Rows from a dataset of pages and code:
--------------------------------------------------

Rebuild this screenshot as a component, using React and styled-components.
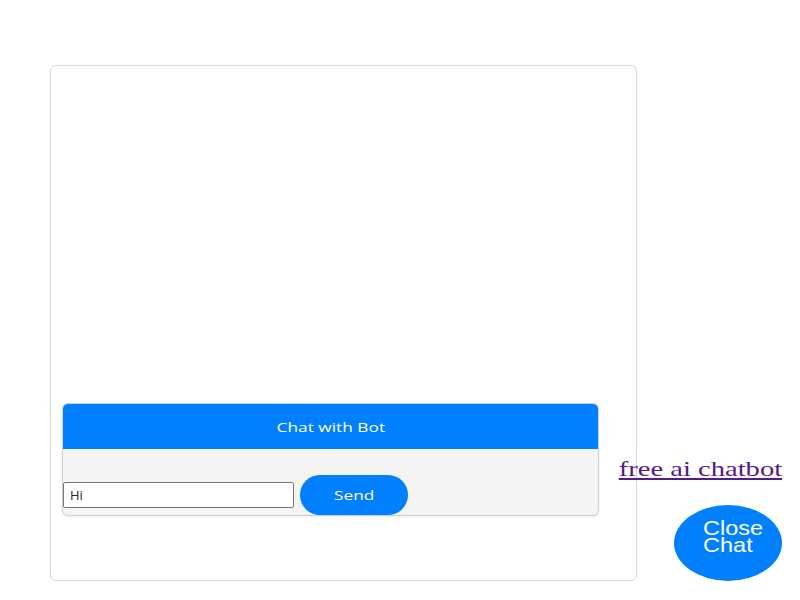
import React from 'react'
import styled, { createGlobalStyle } from 'styled-components'

const GlobalStyle = createGlobalStyle`
  body {
    margin: 0;
    background: #fff;
    font-family: "Liberation Serif", serif;
  }
`

const Page = styled.div`
  display: flex;
  align-items: flex-end;
  padding: 65px 0 19px 50px;
  height: 600px;
  box-sizing: border-box;
`

const Frame = styled.div`
  width: 587px;
  height: 516px;
  box-sizing: border-box;
  border: 1px solid #d6d6d6;
  border-radius: 6px;
  display: flex;
  flex-direction: column;
  justify-content: flex-end;
  padding: 0 37px 64px 11px;
`

const Widget = styled.div`
  border: 1px solid #cfcfcf;
  border-radius: 6px;
  overflow: hidden;
  background: #f4f4f4;
  box-shadow: 0 1px 3px rgba(0, 0, 0, 0.08);
`

// the shot is wider than tall, so labels get stretched
const Wide = styled.span`
  display: inline-block;
  transform: scaleX(${(p) => p.$x || 1.33});
  transform-origin: ${(p) => p.$origin || 'center'};
`

const Header = styled.div`
  height: 45px;
  background: #0080ff;
  color: #fff;
  display: flex;
  align-items: center;
  justify-content: center;
  font-family: "Open Sans", sans-serif;
  font-size: 13px;
`

const Body = styled.div`
  padding-top: 25px;
`

const InputRow = styled.div`
  display: flex;
  align-items: center;
  gap: 6px;
  height: 41px;
`

const TextInput = styled.input`
  width: 231px;
  height: 26px;
  box-sizing: border-box;
  border: 1px solid #777;
  border-radius: 2px;
  padding: 0 6px;
  font-family: "Open Sans", sans-serif;
  font-size: 13px;
  color: #222;
  background: #fff;
`

const SendButton = styled.button`
  width: 108px;
  height: 40px;
  border: none;
  border-radius: 20px;
  background: #0080ff;
  color: #fff;
  font-family: "Open Sans", sans-serif;
  font-size: 13px;
`

const Side = styled.div`
  width: 164px;
  display: flex;
  flex-direction: column;
  align-items: flex-end;
  margin-left: -19px;
`

const Link = styled.a`
  display: inline-block;
  color: #551a8b;
  font-family: "Liberation Serif", serif;
  font-size: 21px;
  margin-bottom: 23px;
  transform: scaleX(1.36);
  transform-origin: right center;
`

const CloseButton = styled.button`
  width: 108px;
  height: 76px;
  border: none;
  border-radius: 50%;
  background: #0080ff;
  color: #fff;
  font-family: "Liberation Sans", sans-serif;
  font-size: 21px;
  line-height: 17px;
  display: flex;
  align-items: flex-start;
  justify-content: flex-start;
  padding: 14px 0 0 29px;
  text-align: left;
`

export default function App() {
  return (
    <>
      <GlobalStyle />
      <Page>
        <Frame>
          <Widget>
            <Header>
              <Wide>Chat with Bot</Wide>
            </Header>
            <Body>
              <InputRow>
                <TextInput defaultValue="Hi" />
                <SendButton>
                  <Wide>Send</Wide>
                </SendButton>
              </InputRow>
            </Body>
          </Widget>
        </Frame>
        <Side>
          <Link href="#">free ai chatbot</Link>
          <CloseButton>
            <Wide $x={1.12} $origin="left center">
              Close
              <br />
              Chat
            </Wide>
          </CloseButton>
        </Side>
      </Page>
    </>
  )
}
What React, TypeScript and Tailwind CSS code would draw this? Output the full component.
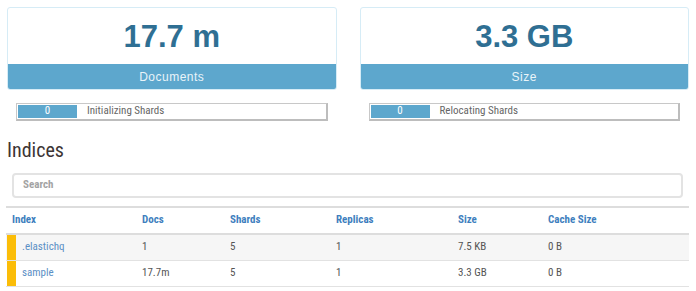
import React from "react";

const cond = "font-['Roboto_Condensed','Liberation_Sans_Narrow',Roboto,sans-serif]";

const stats = [
  { value: "17.7 m", label: "Documents", shards: "Initializing Shards" },
  { value: "3.3 GB", label: "Size", shards: "Relocating Shards" },
];

const rows = [
  { name: ".elastichq", docs: "1", shards: "5", replicas: "1", size: "7.5 KB", cache: "0 B" },
  { name: "sample", docs: "17.7m", shards: "5", replicas: "1", size: "3.3 GB", cache: "0 B" },
];

const cols = ["w-[130px]", "w-[88px]", "w-[106px]", "w-[122px]", "w-[90px]", "flex-1"];

export default function App() {
  return (
    <div className="w-[696px] h-[291px] bg-white overflow-hidden">
      <div className="grid grid-cols-2 gap-[23px] px-[7px] pt-[7px]">
        {stats.map((s) => (
          <div key={s.label}>
            <div className="border border-[#d6ecf6] rounded-[3px] overflow-hidden">
              <div className="h-[56px] flex items-center justify-center font-['Liberation_Sans',Arial,sans-serif] font-bold text-[31px] text-[#2f6f93] pt-[2px]">
                {s.value}
              </div>
              <div className="h-[25px] bg-[#5da7cd] flex items-center justify-center text-[12px] tracking-[0.5px] text-[#e9f4f9] font-['Liberation_Sans',Arial,sans-serif]">
                {s.label}
              </div>
            </div>
            <div className="mt-[13px] mx-[9px] h-[18px] border border-[#c8c8c8] border-b-2 border-r-2 border-b-[#bdbdbd] border-r-[#bdbdbd] flex items-stretch p-[1px]">
              <div className={`w-[59px] bg-[#5da7cd] text-white text-[11px] flex items-center justify-center ${cond}`}>0</div>
              <div className={`pl-[10px] text-[11px] text-[#666] flex items-center ${cond}`}>{s.shards}</div>
            </div>
          </div>
        ))}
      </div>

      <div className={`px-[7px] ${cond}`}>
        <h2 className="mt-[17px] text-[20px] leading-[24px] text-[#3c3434]">Indices</h2>
        <div className="mt-[11px] ml-[5px] mr-[6px] h-[25px] border-2 border-[#e3e3e3] rounded-[4px] flex items-center pl-[9px]">
          <span className="text-[11px] font-bold text-[#a3a3a3]">Search</span>
        </div>
        <div className="mt-[8px] ml-[-1px] w-[683px] text-[11px]">
          <div className="flex h-[29px] items-center border-t-2 border-b-2 border-[#dddddd]">
            {["Index", "Docs", "Shards", "Replicas", "Size", "Cache Size"].map((h, i) => (
              <div key={h} className={`${cols[i]} px-[6px] font-bold text-[#3f7fbe]`}>
                {h}
              </div>
            ))}
          </div>
          {rows.map((r, i) => (
            <div key={r.name} className={`flex h-[26px] items-stretch border-b border-[#e2e2e2] text-[#555] ${i === 0 ? "bg-[#f6f6f6]" : ""}`}>
              <div className={`${cols[0]} flex items-center`}>
                <div className="ml-[1px] w-[9px] self-stretch bg-[#fbbd08]" />
                <span className="pl-[6px] text-[#5b8fc5]">{r.name}</span>
              </div>
              {[r.docs, r.shards, r.replicas, r.size, r.cache].map((v, j) => (
                <div key={j} className={`${cols[j + 1]} px-[6px] flex items-center`}>
                  {v}
                </div>
              ))}
            </div>
          ))}
        </div>
      </div>
    </div>
  );
}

--------------------------------------------------

Task statement:
Exclude the pictures, and transcribe all of the material exactly.

Complete output:
Rebuild this screenshot as a component, using React and styled-components.
import React from 'react'
import styled, { createGlobalStyle } from 'styled-components'

const GlobalStyle = createGlobalStyle`
  body {
    margin: 0;
    background: #fff;
    font-family: "Liberation Serif", serif;
  }
`

const Page = styled.div`
  display: flex;
  align-items: flex-end;
  padding: 65px 0 19px 50px;
  height: 600px;
  box-sizing: border-box;
`

const Frame = styled.div`
  width: 587px;
  height: 516px;
  box-sizing: border-box;
  border: 1px solid #d6d6d6;
  border-radius: 6px;
  display: flex;
  flex-direction: column;
  justify-content: flex-end;
  padding: 0 37px 64px 11px;
`

const Widget = styled.div`
  border: 1px solid #cfcfcf;
  border-radius: 6px;
  overflow: hidden;
  background: #f4f4f4;
  box-shadow: 0 1px 3px rgba(0, 0, 0, 0.08);
`

// the shot is wider than tall, so labels get stretched
const Wide = styled.span`
  display: inline-block;
  transform: scaleX(${(p) => p.$x || 1.33});
  transform-origin: ${(p) => p.$origin || 'center'};
`

const Header = styled.div`
  height: 45px;
  background: #0080ff;
  color: #fff;
  display: flex;
  align-items: center;
  justify-content: center;
  font-family: "Open Sans", sans-serif;
  font-size: 13px;
`

const Body = styled.div`
  padding-top: 25px;
`

const InputRow = styled.div`
  display: flex;
  align-items: center;
  gap: 6px;
  height: 41px;
`

const TextInput = styled.input`
  width: 231px;
  height: 26px;
  box-sizing: border-box;
  border: 1px solid #777;
  border-radius: 2px;
  padding: 0 6px;
  font-family: "Open Sans", sans-serif;
  font-size: 13px;
  color: #222;
  background: #fff;
`

const SendButton = styled.button`
  width: 108px;
  height: 40px;
  border: none;
  border-radius: 20px;
  background: #0080ff;
  color: #fff;
  font-family: "Open Sans", sans-serif;
  font-size: 13px;
`

const Side = styled.div`
  width: 164px;
  display: flex;
  flex-direction: column;
  align-items: flex-end;
  margin-left: -19px;
`

const Link = styled.a`
  display: inline-block;
  color: #551a8b;
  font-family: "Liberation Serif", serif;
  font-size: 21px;
  margin-bottom: 23px;
  transform: scaleX(1.36);
  transform-origin: right center;
`

const CloseButton = styled.button`
  width: 108px;
  height: 76px;
  border: none;
  border-radius: 50%;
  background: #0080ff;
  color: #fff;
  font-family: "Liberation Sans", sans-serif;
  font-size: 21px;
  line-height: 17px;
  display: flex;
  align-items: flex-start;
  justify-content: flex-start;
  padding: 14px 0 0 29px;
  text-align: left;
`

export default function App() {
  return (
    <>
      <GlobalStyle />
      <Page>
        <Frame>
          <Widget>
            <Header>
              <Wide>Chat with Bot</Wide>
            </Header>
            <Body>
              <InputRow>
                <TextInput defaultValue="Hi" />
                <SendButton>
                  <Wide>Send</Wide>
                </SendButton>
              </InputRow>
            </Body>
          </Widget>
        </Frame>
        <Side>
          <Link href="#">free ai chatbot</Link>
          <CloseButton>
            <Wide $x={1.12} $origin="left center">
              Close
              <br />
              Chat
            </Wide>
          </CloseButton>
        </Side>
      </Page>
    </>
  )
}
What React, TypeScript and Tailwind CSS code would draw this? Output the full component.
import React from "react";

const cond = "font-['Roboto_Condensed','Liberation_Sans_Narrow',Roboto,sans-serif]";

const stats = [
  { value: "17.7 m", label: "Documents", shards: "Initializing Shards" },
  { value: "3.3 GB", label: "Size", shards: "Relocating Shards" },
];

const rows = [
  { name: ".elastichq", docs: "1", shards: "5", replicas: "1", size: "7.5 KB", cache: "0 B" },
  { name: "sample", docs: "17.7m", shards: "5", replicas: "1", size: "3.3 GB", cache: "0 B" },
];

const cols = ["w-[130px]", "w-[88px]", "w-[106px]", "w-[122px]", "w-[90px]", "flex-1"];

export default function App() {
  return (
    <div className="w-[696px] h-[291px] bg-white overflow-hidden">
      <div className="grid grid-cols-2 gap-[23px] px-[7px] pt-[7px]">
        {stats.map((s) => (
          <div key={s.label}>
            <div className="border border-[#d6ecf6] rounded-[3px] overflow-hidden">
              <div className="h-[56px] flex items-center justify-center font-['Liberation_Sans',Arial,sans-serif] font-bold text-[31px] text-[#2f6f93] pt-[2px]">
                {s.value}
              </div>
              <div className="h-[25px] bg-[#5da7cd] flex items-center justify-center text-[12px] tracking-[0.5px] text-[#e9f4f9] font-['Liberation_Sans',Arial,sans-serif]">
                {s.label}
              </div>
            </div>
            <div className="mt-[13px] mx-[9px] h-[18px] border border-[#c8c8c8] border-b-2 border-r-2 border-b-[#bdbdbd] border-r-[#bdbdbd] flex items-stretch p-[1px]">
              <div className={`w-[59px] bg-[#5da7cd] text-white text-[11px] flex items-center justify-center ${cond}`}>0</div>
              <div className={`pl-[10px] text-[11px] text-[#666] flex items-center ${cond}`}>{s.shards}</div>
            </div>
          </div>
        ))}
      </div>

      <div className={`px-[7px] ${cond}`}>
        <h2 className="mt-[17px] text-[20px] leading-[24px] text-[#3c3434]">Indices</h2>
        <div className="mt-[11px] ml-[5px] mr-[6px] h-[25px] border-2 border-[#e3e3e3] rounded-[4px] flex items-center pl-[9px]">
          <span className="text-[11px] font-bold text-[#a3a3a3]">Search</span>
        </div>
        <div className="mt-[8px] ml-[-1px] w-[683px] text-[11px]">
          <div className="flex h-[29px] items-center border-t-2 border-b-2 border-[#dddddd]">
            {["Index", "Docs", "Shards", "Replicas", "Size", "Cache Size"].map((h, i) => (
              <div key={h} className={`${cols[i]} px-[6px] font-bold text-[#3f7fbe]`}>
                {h}
              </div>
            ))}
          </div>
          {rows.map((r, i) => (
            <div key={r.name} className={`flex h-[26px] items-stretch border-b border-[#e2e2e2] text-[#555] ${i === 0 ? "bg-[#f6f6f6]" : ""}`}>
              <div className={`${cols[0]} flex items-center`}>
                <div className="ml-[1px] w-[9px] self-stretch bg-[#fbbd08]" />
                <span className="pl-[6px] text-[#5b8fc5]">{r.name}</span>
              </div>
              {[r.docs, r.shards, r.replicas, r.size, r.cache].map((v, j) => (
                <div key={j} className={`${cols[j + 1]} px-[6px] flex items-center`}>
                  {v}
                </div>
              ))}
            </div>
          ))}
        </div>
      </div>
    </div>
  );
}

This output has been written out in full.